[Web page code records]

++++++

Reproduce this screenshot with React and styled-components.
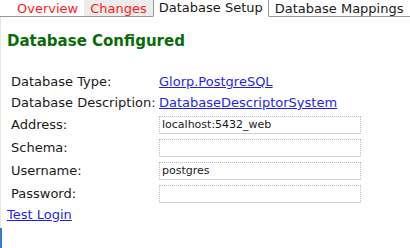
import React from "react";
import styled, { createGlobalStyle } from "styled-components";

const Global = createGlobalStyle`
  html, body { margin: 0; padding: 0; background: #fff; }
  body { font-family: "DejaVu Sans", Verdana, sans-serif; font-size: 13px; color: #1a1a1a; }
`;

const Page = styled.div`
  width: 410px;
  height: 248px;
  position: relative;
  overflow: hidden;
`;

const TabBar = styled.div`
  display: flex;
  align-items: flex-end;
  height: 17px;
  padding-left: 11px;
  border-bottom: 1px solid #999;
  box-sizing: border-box;
`;

const Tab = styled.div`
  box-sizing: border-box;
  padding: 0 5px;
  font-size: 13px;
  line-height: 16px;
  color: ${(p) => (p.$red ? "#ff1a1a" : "#1a1a1a")};
  background: ${(p) => (p.$shaded ? "#ececec" : p.$active ? "#fff" : "transparent")};
  border: 1px solid ${(p) => (p.$active ? "#999" : "transparent")};
  border-bottom: ${(p) => (p.$active ? "1px solid #fff" : "none")};
  margin-bottom: ${(p) => (p.$active ? "-1px" : "0")};
  height: ${(p) => (p.$active ? "18px" : "16px")};
  white-space: nowrap;
`;

const Content = styled.div`
  position: relative;
  border-left: 1px solid #e6e6e6;
  height: 231px;
  box-sizing: border-box;
  padding: 15px 0 0 6px;
  &::after {
    content: "";
    position: absolute;
    left: -1px;
    top: 211px;
    width: 2px;
    height: 20px;
    background: #3a78d8;
  }
`;

const Heading = styled.h2`
  margin: 0 0 21px 0;
  font-size: 15px;
  line-height: 18px;
  font-weight: bold;
  color: #0a6b0a;
`;

const Form = styled.div`
  display: grid;
  grid-template-columns: 148px 204px;
  padding-left: 4px;
  align-items: center;
`;

const Label = styled.div`
  height: ${(p) => p.$h}px;
  line-height: ${(p) => p.$h}px;
  white-space: nowrap;
`;

const Cell = styled.div`
  height: ${(p) => p.$h}px;
  display: flex;
  align-items: center;
`;

const Link = styled.a`
  color: #1f1fee;
  text-decoration: underline;
  font-size: 13px;
  cursor: pointer;
`;

const Field = styled.input`
  width: 202px;
  height: 18px;
  box-sizing: border-box;
  border: 1px dotted #bcbcbc;
  border-bottom: 1px solid #cfcfcf;
  padding: 0 2px;
  font-family: "DejaVu Sans", Verdana, sans-serif;
  font-size: 11px;
  color: #1a1a1a;
  outline: none;
  background: #fff;
`;

const TestLink = styled(Link)`
  display: block;
  margin-top: 1px;
  line-height: 18px;
`;

export default function App() {
  return (
    <Page>
      <Global />
      <TabBar>
        <Tab $red>Overview</Tab>
        <Tab $red $shaded>Changes</Tab>
        <Tab $active>Database Setup</Tab>
        <Tab>Database Mappings</Tab>
      </TabBar>
      <Content>
        <Heading>Database Configured</Heading>
        <Form>
          <Label $h={21}>Database Type:</Label>
          <Cell $h={21}><Link>Glorp.PostgreSQL</Link></Cell>
          <Label $h={21}>Database Description:</Label>
          <Cell $h={21}><Link>DatabaseDescriptorSystem</Link></Cell>
          <Label $h={23}>Address:</Label>
          <Cell $h={23}><Field defaultValue="localhost:5432_web" /></Cell>
          <Label $h={23}>Schema:</Label>
          <Cell $h={23}><Field defaultValue="" /></Cell>
          <Label $h={23}>Username:</Label>
          <Cell $h={23}><Field defaultValue="postgres" /></Cell>
          <Label $h={23}>Password:</Label>
          <Cell $h={23}><Field type="password" defaultValue="" /></Cell>
        </Form>
        <TestLink>Test Login</TestLink>
      </Content>
    </Page>
  );
}
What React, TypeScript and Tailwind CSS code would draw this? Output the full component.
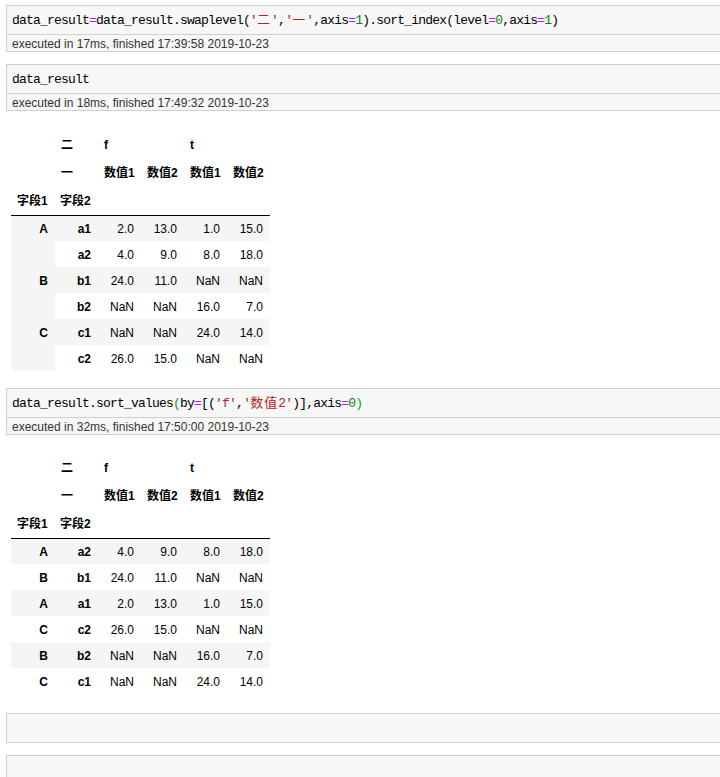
import React from 'react';

const C = {
  op: 'text-[#aa22ff]',
  str: 'text-[#ba2121]',
  num: 'text-[#008800]',
  br: 'text-[#00aa00]',
};

const cjk = (s: string) => <span className="tracking-[1px]">{s}</span>;

const CodeCell: React.FC<{ code?: React.ReactNode; exec?: string }> = ({ code, exec }) => (
  <div className="ml-[6px] border border-r-0 border-[#cfcfcf] bg-[#f7f7f7]">
    <div className="h-[28px] flex items-center pt-[2px] px-[5px] whitespace-pre text-[13px] tracking-[-0.8px] text-black font-['Liberation_Mono','Noto_Sans_CJK_SC',monospace]">
      {code}
    </div>
    {exec && (
      <div className="h-[17px] flex items-center pt-[1px] border-t border-[#cfcfcf] px-[5px] text-[12px] text-[#333] font-['Liberation_Sans',Arial,sans-serif]">
        {exec}
      </div>
    )}
  </div>
);

type Row = { i1: string; i2: string; vals: string[]; shade: boolean; idxShade?: boolean };

const DataTable: React.FC<{ rows: Row[]; className?: string }> = ({ rows, className }) => (
  <table className={`ml-[11px] table-fixed border-collapse text-[12px] text-black font-['Liberation_Sans','Noto_Sans_CJK_SC',sans-serif] ${className ?? ''}`}>
    <colgroup>
      <col className="w-[44px]" />
      <col className="w-[43px]" />
      <col className="w-[43px]" />
      <col className="w-[43px]" />
      <col className="w-[43px]" />
      <col className="w-[43px]" />
    </colgroup>
    <thead>
      <tr className="h-[28px] font-bold">
        <th className="p-0" />
        <th className="px-[6px] text-left">二</th>
        <th colSpan={2} className="px-[6px] text-left">f</th>
        <th colSpan={2} className="px-[6px] text-left">t</th>
      </tr>
      <tr className="h-[28px] font-bold">
        <th className="p-0" />
        <th className="px-[6px] text-left">一</th>
        <th className="px-[6px] text-left">数值1</th>
        <th className="px-[6px] text-left">数值2</th>
        <th className="px-[6px] text-left">数值1</th>
        <th className="px-[6px] text-left">数值2</th>
      </tr>
      <tr className="h-[28px] font-bold border-b border-black">
        <th className="px-[6px] text-left">字段1</th>
        <th className="px-[5px] text-left">字段2</th>
        <th />
        <th />
        <th />
        <th />
      </tr>
    </thead>
    <tbody>
      {rows.map((r, k) => (
        <tr key={k} className={`h-[26px] ${r.shade ? 'bg-[#f5f5f5]' : 'bg-white'}`}>
          <td className={`pr-[7px] pt-[1px] text-right font-bold ${r.idxShade ? 'bg-[#f5f5f5]' : ''}`}>{r.i1}</td>
          <td className="pr-[7px] pt-[1px] text-right font-bold">{r.i2}</td>
          {r.vals.map((v, j) => (
            <td key={j} className="pr-[7px] pt-[1px] text-right">{v}</td>
          ))}
        </tr>
      ))}
    </tbody>
  </table>
);

const rows1: Row[] = [
  { i1: 'A', i2: 'a1', vals: ['2.0', '13.0', '1.0', '15.0'], shade: true },
  { i1: '', i2: 'a2', vals: ['4.0', '9.0', '8.0', '18.0'], shade: false, idxShade: true },
  { i1: 'B', i2: 'b1', vals: ['24.0', '11.0', 'NaN', 'NaN'], shade: true },
  { i1: '', i2: 'b2', vals: ['NaN', 'NaN', '16.0', '7.0'], shade: false, idxShade: true },
  { i1: 'C', i2: 'c1', vals: ['NaN', 'NaN', '24.0', '14.0'], shade: true },
  { i1: '', i2: 'c2', vals: ['26.0', '15.0', 'NaN', 'NaN'], shade: false, idxShade: true },
];

const rows2: Row[] = [
  { i1: 'A', i2: 'a2', vals: ['4.0', '9.0', '8.0', '18.0'], shade: true },
  { i1: 'B', i2: 'b1', vals: ['24.0', '11.0', 'NaN', 'NaN'], shade: false },
  { i1: 'A', i2: 'a1', vals: ['2.0', '13.0', '1.0', '15.0'], shade: true },
  { i1: 'C', i2: 'c2', vals: ['26.0', '15.0', 'NaN', 'NaN'], shade: false },
  { i1: 'B', i2: 'b2', vals: ['NaN', 'NaN', '16.0', '7.0'], shade: true },
  { i1: 'C', i2: 'c1', vals: ['NaN', 'NaN', '24.0', '14.0'], shade: false },
];

export default function App() {
  const code1 = (
    <>
      data_result<span className={C.op}>=</span>data_result.swaplevel(
      <span className={C.str}>'{cjk('二')}'</span>,<span className={C.str}>'{cjk('一')}'</span>,axis
      <span className={C.op}>=</span><span className={C.num}>1</span>).sort_index(level
      <span className={C.op}>=</span><span className={C.num}>0</span>,axis<span className={C.op}>=</span>
      <span className={C.num}>1</span>)
    </>
  );

  const code3 = (
    <>
      data_result.sort_values<span className={C.br}>(</span>by<span className={C.op}>=</span>[(
      <span className={C.str}>'f'</span>,<span className={C.str}>'{cjk('数值')}2'</span>)],axis
      <span className={C.op}>=</span><span className={C.num}>0</span><span className={C.br}>)</span>
    </>
  );

  return (
    <div className="w-[720px] min-h-[777px] bg-white pt-[5px] overflow-hidden">
      <CodeCell code={code1} exec="executed in 17ms, finished 17:39:58 2019-10-23" />
      <div className="mt-[12px]">
        <CodeCell code="data_result" exec="executed in 18ms, finished 17:49:32 2019-10-23" />
      </div>
      <DataTable rows={rows1} className="mt-[20px]" />
      <div className="mt-[17px]">
        <CodeCell code={code3} exec="executed in 32ms, finished 17:50:00 2019-10-23" />
      </div>
      <DataTable rows={rows2} className="mt-[19px]" />
      <div className="mt-[19px]">
        <CodeCell />
      </div>
      <div className="mt-[12px]">
        <CodeCell />
      </div>
    </div>
  );
}
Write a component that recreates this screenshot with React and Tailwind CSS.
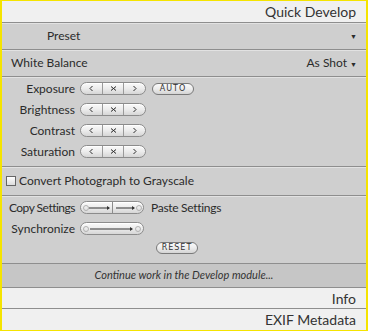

++++++

→ SET TASK:
Out of the records, collect only those lines that contain the string "screenshot".

→ RIGHT ANSWER:
Reproduce this screenshot with React and styled-components.
Write a component that recreates this screenshot with React and Tailwind CSS.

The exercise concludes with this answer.